Sie haben in Wien „A Dangerous Method“ über Sigmund Freud und C. G. Jung gedreht. Was wäre die politische Botschaft dieses Films?

Der geistige Zustand einiger Politiker wäre für Sigmund Freud heute sicher sehr interessant – und auch die Motive, aus denen Politik gemacht wird. Freud hatte ja zu seinen Lebzeiten die Erfahrung, dass auf der einen Seite große Liberalität und Offenheit herrschte, dass die Kunst und die Geisteswissenschaft eine Hochblüte erlebten. Und dass auf der anderen Seite nationalistische und faschistische Tendenzen wucherten. Das wollten wir in unserem Film spürbar machen – auch wenn ihn viele nur wegen der fatalen Liebesgeschichte zwischen C.G. Jung und Sabina Spielrein sehen wollten. Aber auch in dieser Beziehung scheinen politische Fragen und Themen durch, die uns bis heute beschäftigen. Wie etwa der ungerechte Umgang mit Frauen und ihren Leistungen. Freud war da keine Ausnahme.

©EPA/CAROLINE BLUMBERG
In Zeiten des Corona-Lockdowns ist die Frage aufgetaucht, ob das Kino noch Zukunft hat, wo doch die Streamingdienste die Versorgung mit Filmen übernommen haben. Wie sehen Sie das?

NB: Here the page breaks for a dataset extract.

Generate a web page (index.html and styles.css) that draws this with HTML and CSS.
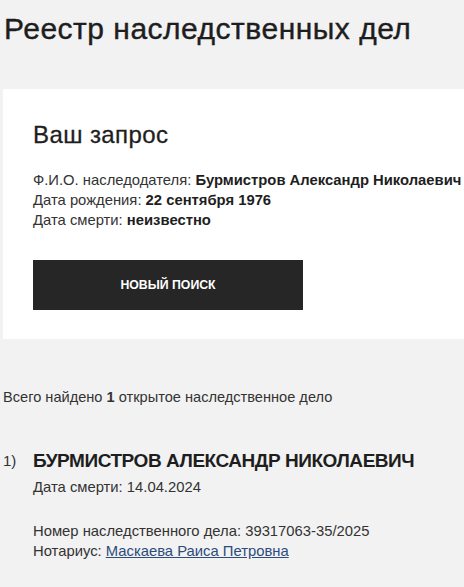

Ich kann nur hoffen, dass das Kino als kultureller Versammlungsort überlebt. Die Gesellschaft wird ohnehin immer egozentrischer. Und wenn man nicht einmal mehr Kultur gemeinsam konsumieren und die Gedanken darüber teilen kann, dann wäre das fatal. Für mich als Produzent sieht es auf den ersten Blick so aus, als ob die Streaming-Dienste unendlich viel an „Ware“ brauchen und ich daher mehr Filme machen kann als je zuvor. Aber ich habe bisher bei jedem meiner Filme von Anfang an mit den kreativen Menschen, den Drehbuchautoren und Regisseuren, zusammengearbeitet. Das möchte ich weiterhin so handhaben und nicht zum reinen „Abwicklungs-Produzenten“ werden.